Configuration file description

An etiq config file is a JSON format file which allows users to set default parameters to be used when loading datasets or running scans. Note that using a config file is entirely optional and it is possible to run any scan without providing default parameters in the config. The parameters provided in the config file for a dataset can also be overridden by providing explicit arguments in the scan itself.

A config can be loaded in globally (i.e. the config will persist throughout the session once loaded unless a different config is subsequently loaded) using the load_config function e.g.

etiq.load_config("./config_demo.json")

assuming the config file is config_demo.json.

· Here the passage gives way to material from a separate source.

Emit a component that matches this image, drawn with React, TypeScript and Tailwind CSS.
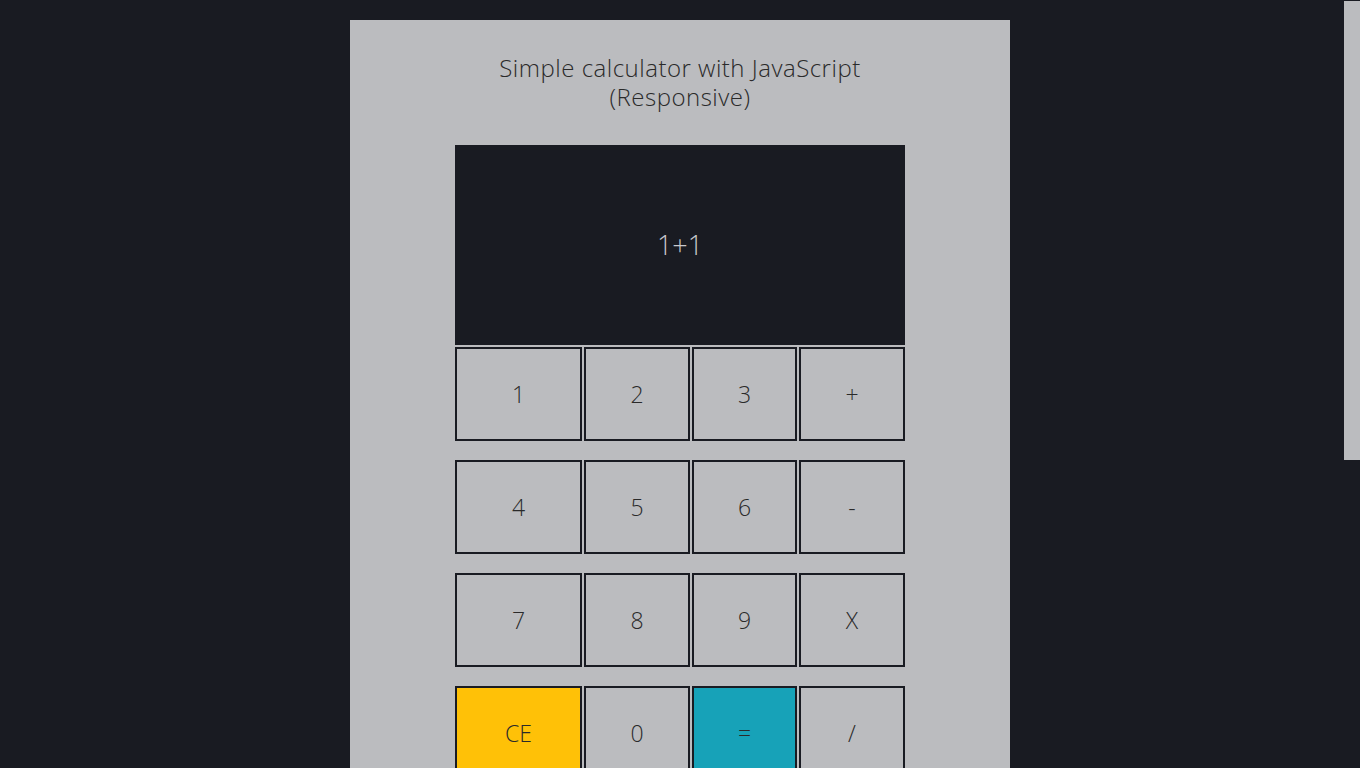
import React from "react";

const rows = [
  ["1", "2", "3", "+"],
  ["4", "5", "6", "-"],
  ["7", "8", "9", "X"],
  ["CE", "0", "=", "/"],
];

function keyColor(k: string) {
  if (k === "CE") return "bg-[#ffc107]";
  if (k === "=") return "bg-[#17a2b8]";
  return "bg-[#bbbcbf]";
}

export default function App() {
  return (
    <div
      className="min-h-screen bg-[#191b22] text-[#2b2b2b]"
      style={{ fontFamily: "'Open Sans', 'Noto Sans', sans-serif" }}
    >
      <div className="pt-5 pb-5">
        <div className="mx-auto w-[660px] min-h-[1245px] bg-[#bbbcbf] pt-[33px]">
          <h1 className="text-center text-[24px] leading-[29px] tracking-[0.5px] font-light text-[#2a2a2a]">
            Simple calculator with JavaScript
            <br />
            (Responsive)
          </h1>

          <div className="mx-auto mt-[34px] w-[450px]">
            <div className="flex h-[200px] items-center justify-center bg-[#191b22] text-[27px] font-light text-[#c8c8cc]">
              1+1
            </div>

            <div className="mt-[2px] flex flex-col gap-[19px]">
              {rows.map((row, i) => (
                <div key={i} className="grid grid-cols-[127px_106px_105px_106px] gap-[2px]">
                  {row.map((k) => (
                    <button
                      key={k}
                      className={`h-[94px] border-2 border-[#191b22] ${keyColor(k)} text-[23px] font-light text-[#2a2a2a]`}
                    >
                      {k}
                    </button>
                  ))}
                </div>
              ))}
            </div>
          </div>
        </div>
      </div>

      {/* page scrollbar thumb */}
      <div className="fixed right-0 top-[1px] h-[459px] w-4 bg-[#bbbcbf]" />
    </div>
  );
}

A context manager equivalent is also provided. This can be used like the following:

   with etiq.etiq_config("./config_demo.json"):
        # Scans under this config

These are config options that we have built to match our existing scans and requirements. If you need a specific option you cannot find reach out to us (info@etiq.ai). In the future you'll be able to add further options yourself.

Config Structure

  • A 'dataset' section containing default parameters to be used when loading datasets. These include bias parameters if applicable. For example:

        "dataset": {
            "label": "income",
            "bias_params": {
                "protected": "gender",
                "privileged": 1,
                "unprivileged": 0,
                "positive_outcome_label": 1,
                "negative_outcome_label": 0
            },
            "train_valid_test_splits": [0.0, 1.0, 0.0],
            "remove_protected_from_features": true
        }
  • Scan specific sections corresponding to each type of scan and which include the metrics, thresholds and other options available for each of the scans (note that these are optional and do not have to provided in order to run the scans). An example for a "scan_accuracy_metrics" below:

        "scan_accuracy_metrics": {
            "thresholds": {
                "accuracy": [0.8, 1.0],
                "true_pos_rate": [0.6, 1.0],
                "true_neg_rate":  [0.6, 1.0]           
            }
            positive_outcome_label: 1,
            negative_outcome_label: 0
        }

This allows us to run the corresponding scan with just those default parameter i.e.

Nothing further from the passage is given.